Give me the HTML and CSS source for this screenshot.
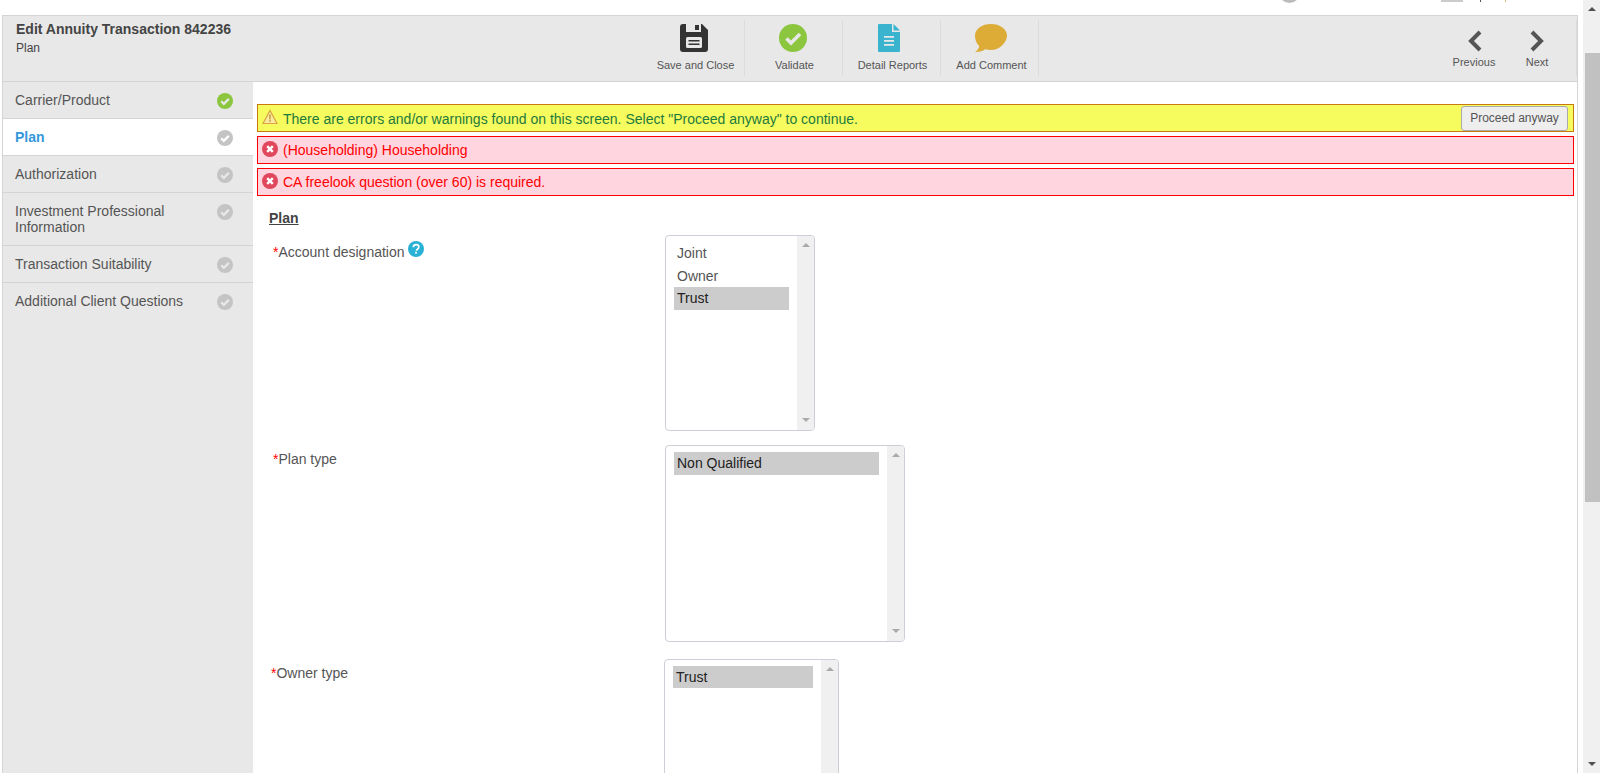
FILE: index.html
```html
<!DOCTYPE html>
<html>
<head><title>Edit Annuity Transaction</title>
<meta name="viewport" content="width=device-width, initial-scale=1.0">
<link rel="stylesheet" href="styles.css">
</head>
<body>
<div class="page">
	<div class="topstrip">
		<span class="top-circle"></span>
		<span class="top-box"></span>
		<span class="top-tick"></span>
		<span class="top-tick top-tick-tan"></span>
	</div>
	<div class="app">
		<div class="header">
			<div class="heading">
				<div class="heading-title">Edit Annuity Transaction 842236</div>
				<div class="heading-sub">Plan</div>
			</div>
			<div class="toolbar">
				<div class="tool tool-save">
					<svg width="28" height="28" viewBox="0 0 28 28"><path fill="#333" d="M3 0h3v8h15V0h1l6 6v19a3 3 0 0 1-3 3H3a3 3 0 0 1-3-3V3a3 3 0 0 1 3-3z"/><path fill="#333" d="M15 1h4v5h-4z"/><rect x="6" y="13" width="16" height="11" rx="1.5" fill="#e8e8e8"/><path fill="#333" d="M8.500 16h11v1.500h-11zM8.500 19.500h11v1.500h-11z"/></svg>
					<span>Save and Close</span>
				</div>
				<div class="tool tool-validate">
					<svg width="28" height="28" viewBox="0 0 28 28"><circle cx="14" cy="14" r="14" fill="#8cc63f"/><path d="M7.500 14.500l4.500 4.500 9-9" fill="none" stroke="#e8e8e8" stroke-width="3.600"/></svg>
					<span>Validate</span>
				</div>
				<div class="tool tool-reports">
					<svg width="22" height="28" viewBox="0 0 22 28"><path fill="#3ab3cf" d="M1 0h13v8h8v19a1 1 0 0 1-1 1H1a1 1 0 0 1-1-1V1a1 1 0 0 1 1-1z"/><path fill="#3ab3cf" d="M15.500 0l6.500 6.500h-6.500z"/><path fill="#e8e8e8" d="M6 12h10v1.800H6zM6 16h10v1.800H6zM6 20h10v1.800H6z"/></svg>
					<span>Detail Reports</span>
				</div>
				<div class="tool tool-comment">
					<svg width="32" height="28" viewBox="0 0 32 28"><path fill="#dcac36" d="M16 0c8.800 0 16 4.900 16 11.500S24.800 26 16 26c-2 0-4-.3-5.800-.8C8.500 26.800 5 28 0 28c2.500-1.500 3.800-3.500 4.200-6C1.500 19.700 0 15.800 0 11.500 0 4.900 7.200 0 16 0z"/></svg>
					<span>Add Comment</span>
				</div>
			</div>
			<div class="pager">
				<div class="pager-btn pager-prev">
					<svg width="14" height="22" viewBox="0 0 14 22"><path d="M12 2L3 11l9 9" fill="none" stroke="#555" stroke-width="4"/></svg>
					<span>Previous</span>
				</div>
				<div class="pager-btn pager-next">
					<svg width="14" height="22" viewBox="0 0 14 22"><path d="M2 2l9 9-9 9" fill="none" stroke="#555" stroke-width="4"/></svg>
					<span>Next</span>
				</div>
			</div>
		</div>
		<div class="main">
			<div class="sidebar">
				<div class="step"><span>Carrier/Product</span><svg class="check" viewBox="0 0 16 16"><circle cx="8" cy="8" r="8" fill="#8cc63f"/><path d="M4.200 8.300l2.600 2.600 5-5" fill="none" stroke="#e8e8e8" stroke-width="2.200"/></svg></div>
				<div class="step step-active"><span>Plan</span><svg class="check" viewBox="0 0 16 16"><circle cx="8" cy="8" r="8" fill="#c4c4c4"/><path d="M4.200 8.300l2.600 2.600 5-5" fill="none" stroke="#fff" stroke-width="2.200"/></svg></div>
				<div class="step"><span>Authorization</span><svg class="check" viewBox="0 0 16 16"><circle cx="8" cy="8" r="8" fill="#c4c4c4"/><path d="M4.200 8.300l2.600 2.600 5-5" fill="none" stroke="#e8e8e8" stroke-width="2.200"/></svg></div>
				<div class="step step-tall"><span>Investment Professional Information</span><svg class="check" viewBox="0 0 16 16"><circle cx="8" cy="8" r="8" fill="#c4c4c4"/><path d="M4.200 8.300l2.600 2.600 5-5" fill="none" stroke="#e8e8e8" stroke-width="2.200"/></svg></div>
				<div class="step"><span>Transaction Suitability</span><svg class="check" viewBox="0 0 16 16"><circle cx="8" cy="8" r="8" fill="#c4c4c4"/><path d="M4.200 8.300l2.600 2.600 5-5" fill="none" stroke="#e8e8e8" stroke-width="2.200"/></svg></div>
				<div class="step step-last"><span>Additional Client Questions</span><svg class="check" viewBox="0 0 16 16"><circle cx="8" cy="8" r="8" fill="#c4c4c4"/><path d="M4.200 8.300l2.600 2.600 5-5" fill="none" stroke="#e8e8e8" stroke-width="2.200"/></svg></div>
			</div>
			<div class="content">
				<div class="alert alert-warn">
					<svg class="alert-icon" viewBox="0 0 16 16"><path d="M8 1.500L15 14.500H1z" fill="#fbe9a0" stroke="#d9a441" stroke-width="1.200"/><path d="M7.300 5.500h1.400l-.2 5h-1zM7.300 11.300h1.400v1.400H7.300z" fill="#b8862b"/></svg>
					<span class="alert-text">There are errors and/or warnings found on this screen. Select "Proceed anyway" to continue.</span>
					<button class="proceed">Proceed anyway</button>
				</div>
				<div class="alert alert-error">
					<svg class="alert-icon" viewBox="0 0 16 16"><circle cx="8" cy="8" r="8" fill="#e0475c"/><path d="M5.200 5.200l5.600 5.600M10.800 5.200l-5.600 5.600" stroke="#fff" stroke-width="2.400"/></svg>
					<span class="alert-text">(Householding) Householding</span>
				</div>
				<div class="alert alert-error">
					<svg class="alert-icon" viewBox="0 0 16 16"><circle cx="8" cy="8" r="8" fill="#e0475c"/><path d="M5.200 5.200l5.600 5.600M10.800 5.200l-5.600 5.600" stroke="#fff" stroke-width="2.400"/></svg>
					<span class="alert-text">CA freelook question (over 60) is required.</span>
				</div>
				<div class="section-title">Plan</div>
				<div class="field field-designation">
					<div class="field-label"><span class="req">*</span>Account designation<svg class="help" viewBox="0 0 16 16"><circle cx="8" cy="8" r="8" fill="#29b2d6"/><path d="M5.300 6.200C5.400 4.600 6.500 3.700 8.100 3.700c1.600 0 2.700 1 2.700 2.300 0 1.100-.6 1.700-1.400 2.200-.7.500-.9.800-.9 1.500" fill="none" stroke="#fff" stroke-width="1.700"/><rect x="7.100" y="10.800" width="1.800" height="1.800" fill="#fff"/></svg></div>
					<div class="listbox listbox-designation">
						<div class="options">
							<div class="option">Joint</div>
							<div class="option">Owner</div>
							<div class="option option-selected">Trust</div>
						</div>
						<div class="list-scroll"><span class="arrow-up"></span><span class="arrow-down"></span></div>
					</div>
				</div>
				<div class="field field-plan">
					<div class="field-label"><span class="req">*</span>Plan type</div>
					<div class="listbox listbox-plan">
						<div class="options">
							<div class="option option-selected">Non Qualified</div>
						</div>
						<div class="list-scroll"><span class="arrow-up"></span><span class="arrow-down"></span></div>
					</div>
				</div>
				<div class="field field-owner">
					<div class="field-label"><span class="req">*</span>Owner type</div>
					<div class="listbox listbox-owner">
						<div class="options">
							<div class="option option-selected">Trust</div>
						</div>
						<div class="list-scroll"><span class="arrow-up"></span><span class="arrow-down"></span></div>
					</div>
				</div>
			</div>
		</div>
	</div>
</div>
<div class="pagescroll">
	<span class="page-arrow-up"></span>
	<div class="page-thumb"></div>
	<span class="page-arrow-down"></span>
</div>
</body>
</html>
```
FILE: styles.css
```css
html, body {margin: 0; height: 100%; overflow: hidden}
body
{
	display: flex;
	background: #fff;
	font-family: "Liberation Sans", Arial, sans-serif;
	font-size: 14px;
	color: #555;
}
.page
{
	flex: 1;
	height: 773px;
	overflow: hidden;
	padding-left: 2px;
}
.topstrip
{
	height: 15px;
	width: 1576px;
	display: flex;
	overflow: hidden;
}
.top-circle
{
	width: 21px;
	height: 21px;
	margin: -18px 0 0 1277px;
	border: 3px solid #bbb;
	border-radius: 50%;
	box-sizing: border-box;
}
.top-box
{
	width: 22px;
	height: 2px;
	margin-left: 141px;
	background: #ccc;
}
.top-tick
{
	width: 1px;
	height: 2px;
	margin-left: 17px;
	background: #555;
}
.top-tick-tan {margin-left: 24px; background: #d8b878}
.app
{
	width: 1576px;
	border: 1px solid #d4d4d4;
	border-width: 1px 1px 0 1px;
	box-sizing: border-box;
}
.header
{
	display: flex;
	height: 65px;
	background: #e8e8e8;
	border-bottom: 1px solid #d4d4d4;
}
.heading
{
	width: 644px;
	padding: 5px 0 0 13px;
	box-sizing: border-box;
}
.heading-title
{
	font-size: 14px;
	line-height: 17px;
	font-weight: bold;
	color: #444;
}
.heading-sub
{
	margin-top: 3px;
	font-size: 12px;
	line-height: 15px;
	color: #444;
}
.toolbar
{
	display: flex;
	margin-top: 4px;
	height: 56px;
}
.tool
{
	width: 98px;
	display: flex;
	flex-direction: column;
	align-items: center;
	padding-top: 4px;
	box-sizing: border-box;
	border-right: 1px solid #dcdcdc;
}
.tool span
{
	margin-top: 6px;
	font-size: 11px;
	line-height: 14px;
	white-space: nowrap;
}
.tool-save svg {margin-left: -4px}
.tool-validate svg {margin-left: -2px}
.tool-validate span {margin-left: 2px}
.tool-reports svg {margin-left: -6px}
.tool-reports span {margin-left: 2px}
.tool-comment svg {margin-left: 2px}
.tool-comment span {margin-left: 4px}
.pager
{
	display: flex;
	margin: 4px 0 0 auto;
	height: 56px;
	padding-right: 8px;
	border-right: 1px solid #dcdcdc;
}
.pager-btn
{
	width: 62px;
	display: flex;
	flex-direction: column;
	align-items: center;
	padding-top: 10px;
	box-sizing: border-box;
}
.pager-btn span
{
	margin-top: 3px;
	font-size: 11px;
	line-height: 14px;
}
.pager-prev span {margin-right: 2px}
.main
{
	display: flex;
	height: 692px;
}
.sidebar
{
	width: 250px;
	flex-shrink: 0;
	background: #e8e8e8;
}
.step
{
	display: flex;
	align-items: flex-start;
	justify-content: space-between;
	padding: 10px 20px 0 12px;
	height: 26px;
	border-bottom: 1px solid #d4d4d4;
	line-height: 16px;
}
.step span {width: 190px}
.step-active {background: #fff}
.step-active span {color: #3498db; font-weight: bold}
.step-tall {height: 42px}
.step-last {border-bottom: 0}
.check {width: 16px; height: 16px; margin-top: 1px; flex-shrink: 0}
.content
{
	flex: 1;
	padding: 22px 3px 0 4px;
	background: #fff;
	min-width: 0;
}
.alert
{
	display: flex;
	align-items: center;
	height: 28px;
	box-sizing: border-box;
	margin-bottom: 4px;
	padding: 0 5px 0 4px;
	border: 1px solid #f00;
	background: #ffd5e0;
	color: #f00;
}
.alert-warn
{
	background: #f6fb5e;
	border-color: #c87a10;
	color: #1e7a3c;
}
.alert-warn .alert-text {padding-top: 2px}
.alert-icon
{
	width: 16px;
	height: 16px;
	margin: -2px 5px 0 0;
	flex-shrink: 0;
}
.proceed
{
	margin-left: auto;
	width: 107px;
	height: 25px;
	padding: 0;
	border: 1px solid #aaa;
	border-radius: 3px;
	background: #eee;
	color: #555;
	font-family: inherit;
	font-size: 12px;
}
.section-title
{
	margin: 14px 0 0 12px;
	font-weight: bold;
	font-size: 14px;
	line-height: 16px;
	color: #444;
	text-decoration: underline;
}
.field
{
	display: flex;
	align-items: flex-start;
}
.field-label
{
	line-height: 18px;
	display: flex;
	align-items: flex-start;
	box-sizing: border-box;
}
.field-designation {margin-top: 9px}
.field-designation .field-label {width: 408px; padding: 8px 0 0 16px}
.field-plan {margin-top: 14px}
.field-plan .field-label {width: 408px; padding: 5px 0 0 16px}
.field-owner {margin-top: 17px}
.field-owner .field-label {width: 407px; padding: 5px 0 0 14px}
.req {color: #f00}
.help {width: 16px; height: 16px; margin: -2px 0 0 3px}
.listbox
{
	display: flex;
	box-sizing: border-box;
	border: 1px solid #ccd0d6;
	border-radius: 4px;
	background: #fff;
	overflow: hidden;
}
.listbox-designation {width: 150px; height: 196px}
.listbox-plan {width: 240px; height: 197px}
.listbox-owner {width: 175px; height: 197px}
.options
{
	flex: 1;
	padding: 6px 8px 0 8px;
	min-width: 0;
}
.option
{
	height: 23px;
	padding-left: 3px;
	line-height: 22px;
}
.option-selected {background: #ccc; color: #222}
.listbox-designation .option-selected {margin-top: -1px}
.listbox-owner .option-selected {height: 22px}
.list-scroll
{
	width: 17px;
	flex-shrink: 0;
	background: #f0f0f0;
	display: flex;
	flex-direction: column;
	justify-content: space-between;
	align-items: center;
	padding: 7px 0 8px;
	box-sizing: border-box;
}
.arrow-up, .arrow-down, .page-arrow-up, .page-arrow-down
{
	width: 0;
	height: 0;
	border-left: 4px solid transparent;
	border-right: 4px solid transparent;
}
.arrow-up {border-bottom: 4px solid #aaa}
.arrow-down {border-top: 4px solid #aaa}
.pagescroll
{
	width: 17px;
	height: 773px;
	flex-shrink: 0;
	background: #f0f0f0;
	display: flex;
	flex-direction: column;
	align-items: center;
}
.page-arrow-up {margin-top: 7px; border-bottom: 4px solid #505050}
.page-arrow-down {margin-top: auto; margin-bottom: 7px; border-top: 4px solid #505050}
.page-thumb
{
	width: 15px;
	height: 449px;
	margin-top: 42px;
	margin-left: 2px;
	background: #c1c1c1;
}
```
★ ★ ★
→ **Task description**: Pick out each line containing the string "this" and copy it.

→ **Task solution**:
Give me the HTML and CSS source for this screenshot.
					<span class="alert-text">There are errors and/or warnings found on this screen. Select "Proceed anyway" to continue.</span>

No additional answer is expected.